[Pages as source code]
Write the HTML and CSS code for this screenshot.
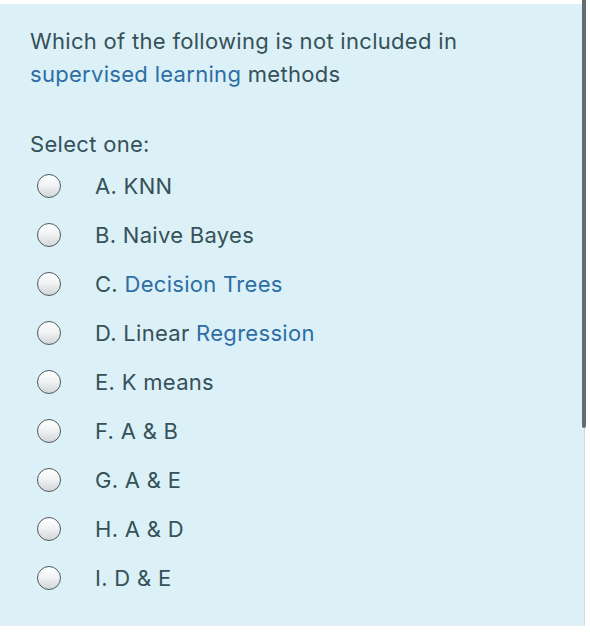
FILE: index.html
```html
<!DOCTYPE html>
<html>
<head>
<meta charset="utf-8">
<link rel="stylesheet" href="styles.css">
</head>
<body>
<div class="page">
  <div class="que">
    <div class="qtext">
      <p>Which of the following is not included in <span class="lnk">supervised learning</span> methods</p>
    </div>
    <div class="prompt">Select one:</div>
    <div class="answers">
      <label class="opt"><span class="radio"></span><span class="lbl">A. KNN</span></label>
      <label class="opt"><span class="radio"></span><span class="lbl">B. Naive Bayes</span></label>
      <label class="opt"><span class="radio"></span><span class="lbl">C. <span class="lnk">Decision Trees</span></span></label>
      <label class="opt"><span class="radio"></span><span class="lbl">D. Linear <span class="lnk">Regression</span></span></label>
      <label class="opt"><span class="radio"></span><span class="lbl">E. K means</span></label>
      <label class="opt"><span class="radio"></span><span class="lbl">F. A &amp; B</span></label>
      <label class="opt"><span class="radio"></span><span class="lbl">G. A &amp; E</span></label>
      <label class="opt"><span class="radio"></span><span class="lbl">H. A &amp; D</span></label>
      <label class="opt"><span class="radio"></span><span class="lbl">I. D &amp; E</span></label>
    </div>
  </div>
  <div class="scrollthumb"></div>
</div>
</body>
</html>
```
FILE: styles.css
```css
html, body {
  margin: 0;
  padding: 0;
  background: #ffffff;
}
body {
  font-family: "Inter", "Liberation Sans", sans-serif;
  font-size: 22px;
  letter-spacing: 0.3px;
  color: #355159;
}
.page {
  position: relative;
  width: 590px;
  height: 640px;
  padding-top: 4px;
  box-sizing: border-box;
}
.que {
  width: 585px;
  box-sizing: border-box;
  background: #dcf0f7;
  border-right: 1px solid #cfdde2;
  border-bottom: 1px solid #e6eef1;
  padding: 21px 0 23px 30px;
}
.qtext p {
  margin: 0;
  width: 450px;
  line-height: 33px;
}
.lnk {
  color: #2c6ea4;
}
.prompt {
  margin-top: 37px;
  line-height: 33px;
}
.answers {
  display: flex;
  flex-direction: column;
}
.opt {
  display: flex;
  align-items: center;
  height: 49px;
  padding-left: 7px;
}
.radio {
  width: 24px;
  height: 24px;
  box-sizing: border-box;
  border-radius: 50%;
  border: 1.6px solid #4e5a5e;
  background: linear-gradient(180deg, #ffffff 0%, #f1f3f4 45%, #d2d6d8 100%);
  flex: none;
}
.lbl {
  margin-left: 34px;
}
.scrollthumb {
  position: absolute;
  top: 0;
  left: 582px;
  width: 4px;
  height: 428px;
  background: #666b6d;
  border-radius: 0 0 2px 2px;
}
```
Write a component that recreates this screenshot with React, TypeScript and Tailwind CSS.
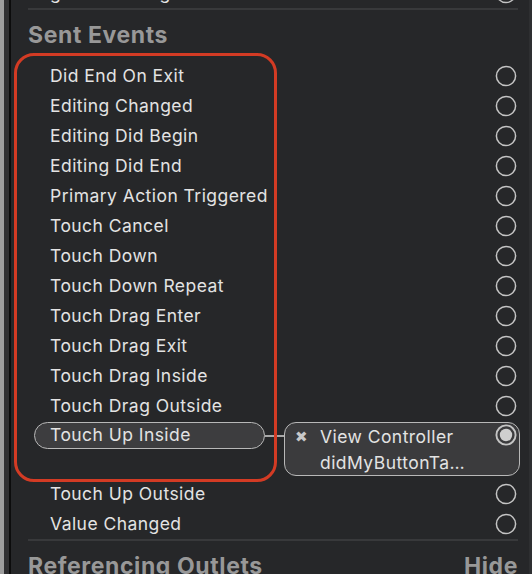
import React from "react";

const EVENTS_TOP = [
  "Did End On Exit",
  "Editing Changed",
  "Editing Did Begin",
  "Editing Did End",
  "Primary Action Triggered",
  "Touch Cancel",
  "Touch Down",
  "Touch Down Repeat",
  "Touch Drag Enter",
  "Touch Drag Exit",
  "Touch Drag Inside",
  "Touch Drag Outside",
];

const EVENTS_BOTTOM = ["Touch Up Outside", "Value Changed"];

const rowText = "text-[17.5px] tracking-[0.45px] text-[#e3e3e3]";
const headText = "text-[23px] font-bold tracking-[0.6px] text-[#989898]";

function Ring({ filled = false }: { filled?: boolean }) {
  return (
    <svg width="22" height="22" viewBox="0 0 22 22" className="shrink-0">
      <circle cx="11" cy="11" r="9.6" fill="none" stroke="#c4c4c4" strokeWidth={filled ? 1.9 : 1.5} />
      {filled && <circle cx="11" cy="11" r="6.2" fill="#cfcfcf" />}
    </svg>
  );
}

function EventRow({ label }: { label: string }) {
  return (
    <div className="flex h-[30px] shrink-0 items-center justify-between pl-[22px] pr-[1px]">
      <span className={rowText}>{label}</span>
      <Ring />
    </div>
  );
}

function Divider() {
  return <div className="h-[2px] shrink-0 bg-[#38393b]" />;
}

export default function App() {
  return (
    <div
      className="relative flex h-[574px] w-[532px] overflow-hidden bg-[#262729]"
      style={{ fontFamily: "Inter, 'Liberation Sans', sans-serif" }}
    >
      {/* window edge */}
      <div className="w-[4px] shrink-0 bg-[#9e9e9e]" />
      <div className="w-[5px] shrink-0 bg-[#303032]" />
      <div className="w-[2px] shrink-0 bg-[#0c0c0c]" />

      <div className="flex flex-1 flex-col pl-[17px] pr-[11px]">
        {/* cut-off row from the section above */}
        <div className="-mt-[22px] shrink-0">
          <EventRow label="gestureRecognizers" />
        </div>
        <Divider />

        <div className="flex h-[51px] shrink-0 items-center">
          <h2 className={headText}>Sent Events</h2>
        </div>

        {EVENTS_TOP.map((e) => (
          <EventRow key={e} label={e} />
        ))}

        {/* connected event */}
        <div className="flex h-[58px] shrink-0 items-start pt-[1px]">
          <div className="ml-[6px] flex h-[27px] w-[231px] shrink-0 items-center rounded-full border-[1.5px] border-[#b8b8b8] bg-[#3d3d3f] pl-[15px]">
            <span className={rowText}>Touch Up Inside</span>
          </div>
          <div className="mt-[13px] h-[1.5px] w-[19px] shrink-0 bg-[#a8a8a8]" />
          <div className="-mr-[2px] flex h-[54px] flex-1 items-start rounded-[12px] border-[1.5px] border-[#b8b8b8] bg-[#3b3b3d] pl-[10px] pr-[2px] pt-[1px]">
            <span
              className="mt-[2px] w-[25px] shrink-0 text-[15px] leading-[22px] text-[#c8c8c8]"
              style={{ fontFamily: "'DejaVu Sans', sans-serif" }}
            >
              ✖
            </span>
            <div className="flex flex-1 flex-col">
              <span className={`flex h-[26px] items-center ${rowText}`}>View Controller</span>
              <span className={`flex h-[26px] items-center ${rowText}`}>didMyButtonTa…</span>
            </div>
            <Ring filled />
          </div>
        </div>

        {EVENTS_BOTTOM.map((e) => (
          <EventRow key={e} label={e} />
        ))}
        <Divider />

        <div className="flex h-[51px] shrink-0 items-center justify-between">
          <h2 className={headText}>Referencing Outlets</h2>
          <span className={headText}>Hide</span>
        </div>
      </div>

      <div className="w-[3px] shrink-0 bg-[#2e2f31]" />

      {/* annotation box */}
      <div className="pointer-events-none absolute left-[14px] top-[53px] h-[429px] w-[263px] rounded-[20px] border-[3.5px] border-[#d33b24]" />
    </div>
  );
}
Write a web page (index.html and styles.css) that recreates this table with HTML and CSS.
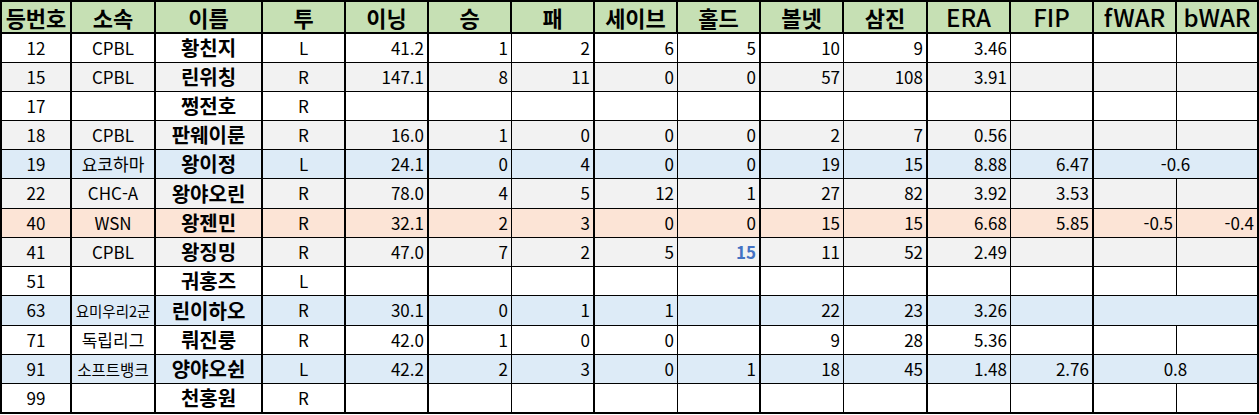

**Short task**
With the pictures left out, transcribe the material exactly.

**The reply**
Write the HTML and CSS code for this screenshot.
FILE: index.html
```html
<!DOCTYPE html>
<html>
<head>
<meta charset="utf-8">
<link rel="stylesheet" href="styles.css">
</head>
<body>
<div class="page">
  <div class="que">
    <div class="qtext">
      <p>Which of the following is not included in <span class="lnk">supervised learning</span> methods</p>
    </div>
    <div class="prompt">Select one:</div>
    <div class="answers">
      <label class="opt"><span class="radio"></span><span class="lbl">A. KNN</span></label>
      <label class="opt"><span class="radio"></span><span class="lbl">B. Naive Bayes</span></label>
      <label class="opt"><span class="radio"></span><span class="lbl">C. <span class="lnk">Decision Trees</span></span></label>
      <label class="opt"><span class="radio"></span><span class="lbl">D. Linear <span class="lnk">Regression</span></span></label>
      <label class="opt"><span class="radio"></span><span class="lbl">E. K means</span></label>
      <label class="opt"><span class="radio"></span><span class="lbl">F. A &amp; B</span></label>
      <label class="opt"><span class="radio"></span><span class="lbl">G. A &amp; E</span></label>
      <label class="opt"><span class="radio"></span><span class="lbl">H. A &amp; D</span></label>
      <label class="opt"><span class="radio"></span><span class="lbl">I. D &amp; E</span></label>
    </div>
  </div>
  <div class="scrollthumb"></div>
</div>
</body>
</html>
```
FILE: styles.css
```css
html, body {
  margin: 0;
  padding: 0;
  background: #ffffff;
}
body {
  font-family: "Inter", "Liberation Sans", sans-serif;
  font-size: 22px;
  letter-spacing: 0.3px;
  color: #355159;
}
.page {
  position: relative;
  width: 590px;
  height: 640px;
  padding-top: 4px;
  box-sizing: border-box;
}
.que {
  width: 585px;
  box-sizing: border-box;
  background: #dcf0f7;
  border-right: 1px solid #cfdde2;
  border-bottom: 1px solid #e6eef1;
  padding: 21px 0 23px 30px;
}
.qtext p {
  margin: 0;
  width: 450px;
  line-height: 33px;
}
.lnk {
  color: #2c6ea4;
}
.prompt {
  margin-top: 37px;
  line-height: 33px;
}
.answers {
  display: flex;
  flex-direction: column;
}
.opt {
  display: flex;
  align-items: center;
  height: 49px;
  padding-left: 7px;
}
.radio {
  width: 24px;
  height: 24px;
  box-sizing: border-box;
  border-radius: 50%;
  border: 1.6px solid #4e5a5e;
  background: linear-gradient(180deg, #ffffff 0%, #f1f3f4 45%, #d2d6d8 100%);
  flex: none;
}
.lbl {
  margin-left: 34px;
}
.scrollthumb {
  position: absolute;
  top: 0;
  left: 582px;
  width: 4px;
  height: 428px;
  background: #666b6d;
  border-radius: 0 0 2px 2px;
}
```
Write a component that recreates this screenshot with React, TypeScript and Tailwind CSS.
import React from "react";

const EVENTS_TOP = [
  "Did End On Exit",
  "Editing Changed",
  "Editing Did Begin",
  "Editing Did End",
  "Primary Action Triggered",
  "Touch Cancel",
  "Touch Down",
  "Touch Down Repeat",
  "Touch Drag Enter",
  "Touch Drag Exit",
  "Touch Drag Inside",
  "Touch Drag Outside",
];

const EVENTS_BOTTOM = ["Touch Up Outside", "Value Changed"];

const rowText = "text-[17.5px] tracking-[0.45px] text-[#e3e3e3]";
const headText = "text-[23px] font-bold tracking-[0.6px] text-[#989898]";

function Ring({ filled = false }: { filled?: boolean }) {
  return (
    <svg width="22" height="22" viewBox="0 0 22 22" className="shrink-0">
      <circle cx="11" cy="11" r="9.6" fill="none" stroke="#c4c4c4" strokeWidth={filled ? 1.9 : 1.5} />
      {filled && <circle cx="11" cy="11" r="6.2" fill="#cfcfcf" />}
    </svg>
  );
}

function EventRow({ label }: { label: string }) {
  return (
    <div className="flex h-[30px] shrink-0 items-center justify-between pl-[22px] pr-[1px]">
      <span className={rowText}>{label}</span>
      <Ring />
    </div>
  );
}

function Divider() {
  return <div className="h-[2px] shrink-0 bg-[#38393b]" />;
}

export default function App() {
  return (
    <div
      className="relative flex h-[574px] w-[532px] overflow-hidden bg-[#262729]"
      style={{ fontFamily: "Inter, 'Liberation Sans', sans-serif" }}
    >
      {/* window edge */}
      <div className="w-[4px] shrink-0 bg-[#9e9e9e]" />
      <div className="w-[5px] shrink-0 bg-[#303032]" />
      <div className="w-[2px] shrink-0 bg-[#0c0c0c]" />

      <div className="flex flex-1 flex-col pl-[17px] pr-[11px]">
        {/* cut-off row from the section above */}
        <div className="-mt-[22px] shrink-0">
          <EventRow label="gestureRecognizers" />
        </div>
        <Divider />

        <div className="flex h-[51px] shrink-0 items-center">
          <h2 className={headText}>Sent Events</h2>
        </div>

        {EVENTS_TOP.map((e) => (
          <EventRow key={e} label={e} />
        ))}

        {/* connected event */}
        <div className="flex h-[58px] shrink-0 items-start pt-[1px]">
          <div className="ml-[6px] flex h-[27px] w-[231px] shrink-0 items-center rounded-full border-[1.5px] border-[#b8b8b8] bg-[#3d3d3f] pl-[15px]">
            <span className={rowText}>Touch Up Inside</span>
          </div>
          <div className="mt-[13px] h-[1.5px] w-[19px] shrink-0 bg-[#a8a8a8]" />
          <div className="-mr-[2px] flex h-[54px] flex-1 items-start rounded-[12px] border-[1.5px] border-[#b8b8b8] bg-[#3b3b3d] pl-[10px] pr-[2px] pt-[1px]">
            <span
              className="mt-[2px] w-[25px] shrink-0 text-[15px] leading-[22px] text-[#c8c8c8]"
              style={{ fontFamily: "'DejaVu Sans', sans-serif" }}
            >
              ✖
            </span>
            <div className="flex flex-1 flex-col">
              <span className={`flex h-[26px] items-center ${rowText}`}>View Controller</span>
              <span className={`flex h-[26px] items-center ${rowText}`}>didMyButtonTa…</span>
            </div>
            <Ring filled />
          </div>
        </div>

        {EVENTS_BOTTOM.map((e) => (
          <EventRow key={e} label={e} />
        ))}
        <Divider />

        <div className="flex h-[51px] shrink-0 items-center justify-between">
          <h2 className={headText}>Referencing Outlets</h2>
          <span className={headText}>Hide</span>
        </div>
      </div>

      <div className="w-[3px] shrink-0 bg-[#2e2f31]" />

      {/* annotation box */}
      <div className="pointer-events-none absolute left-[14px] top-[53px] h-[429px] w-[263px] rounded-[20px] border-[3.5px] border-[#d33b24]" />
    </div>
  );
}
Write a web page (index.html and styles.css) that recreates this table with HTML and CSS.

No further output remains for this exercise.